今回の改正により、従業員が介護保険の対象となる40歳になったタイミングで自社の介護休業等の支援制度について情報提供することが会社に義務付けられました。また、実際に家族介護が必要になった従業員には、自社の両立支援制度を個別に周知し、必要な制度が選択できるようにすることも義務となります。さらに、介護に関する両立支援制度を利用しやすくするための研修や相談窓口の設置などの雇用環境整備も必要です。
次世代育成支援対策推進法の改正
次世代育成支援対策推進法も2つの改正が行われています。
1つ目は、法律の有効期限が2035年3月末までに10年延長されます。
2つ目は、一般事業主行動計画策定時に次のことが義務付けられます。
・計画策定時の育児休業取得状況や労働時間の状況把握等(PDCAサイクルの実施)
・育児休業取得状況や労働時間の状況に関する数値目標の設定
法改正対応で活用できる助成金
ここまで法改正について見てきましたが、中小企業がこの法改正への対応を進める際に活用できる助成金制度があります。

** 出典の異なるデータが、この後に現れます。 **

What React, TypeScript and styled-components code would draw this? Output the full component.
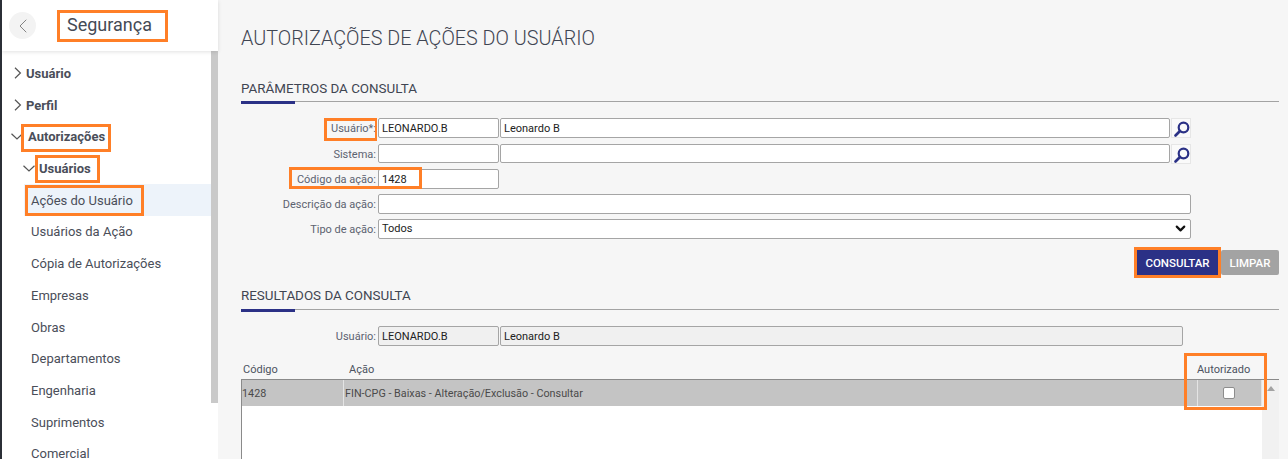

両立支援助成金の中に今年から新たに創設された「柔軟な働き方選択制度等支援コース」がそれにあたります。
具体的には、3歳以上小学校就学前までの子供を養育する労働者が利用できる制度として、柔軟な働き方ができる制度の中から会社が2つ以上を導入し、対象となる労働者に実際に利用させた場合に受給できる助成金です。導入した制度が2つの場合には20万円、3つ以上の場合には25万円が支給されます。これは対象者1人につき支給され、上限は1事業者につき1年度で5人までです。1年度あたり最高で125万円受給可能です。例えば、ある労働者が時短勤務制度を利用して会社がこの助成金を受給した後に、同じ労働者が同じ子供のために別の制度であるテレワーク勤務制度を利用した場合、会社は再度助成金を受けることができます。ただし、同一の労働者が同一の子供のために同一の制度を2回重複して利用した場合には、2回目は助成金の対象となりません。
支給申請までの大まかな流れは次のとおりです。
- まずは柔軟な働き方選択制度を就業規則に規定します
- 次に対象者にプラン作成の面談を実施し、具体的なプランを作成します。このプランには、制度利用期間中の業務体制の検討、制度利用後のキャリア形成を円滑にするための措置、制度を理解するための研修制度の実施などが含まれます
- プランに基づいて会社が制度利用を支援します
- 利用開始から6ヶ月間の実績を経て支給申請を行います
両立支援助成金には、「柔軟な働き方選択制度等支援コース」以外にも、中小企業における仕事と育児介護の両立を支援するためのさまざまなコースがありますので、リーフレットを参照いただき活用をご検討ください。
まとめ
今回は育児介護休業法の改正について見てきました。
来年4月からの施行ですので、それまでに自社としてどのように対応するかを検討し、就業規則や労使協定の見直しをすることが必要です。
ここ数年、育児介護休業法の改正が繰り返されていますので、そもそも自社の現行の育児介護休業規程が最近の法改正に対応しているかの確認も必要です。
空前の少子化と超高齢社会が同時に進行している日本において、中小企業が優秀な人材を採用し定着させていくことはますます重要な課題になります。法改正への適切な対応を行うことで、従業員の育児・介護との両立を支援し、安心して働ける職場環境を作ることが企業としての魅力を高め、従業員の採用、定着にも良い影響を与えることとなるかと思います。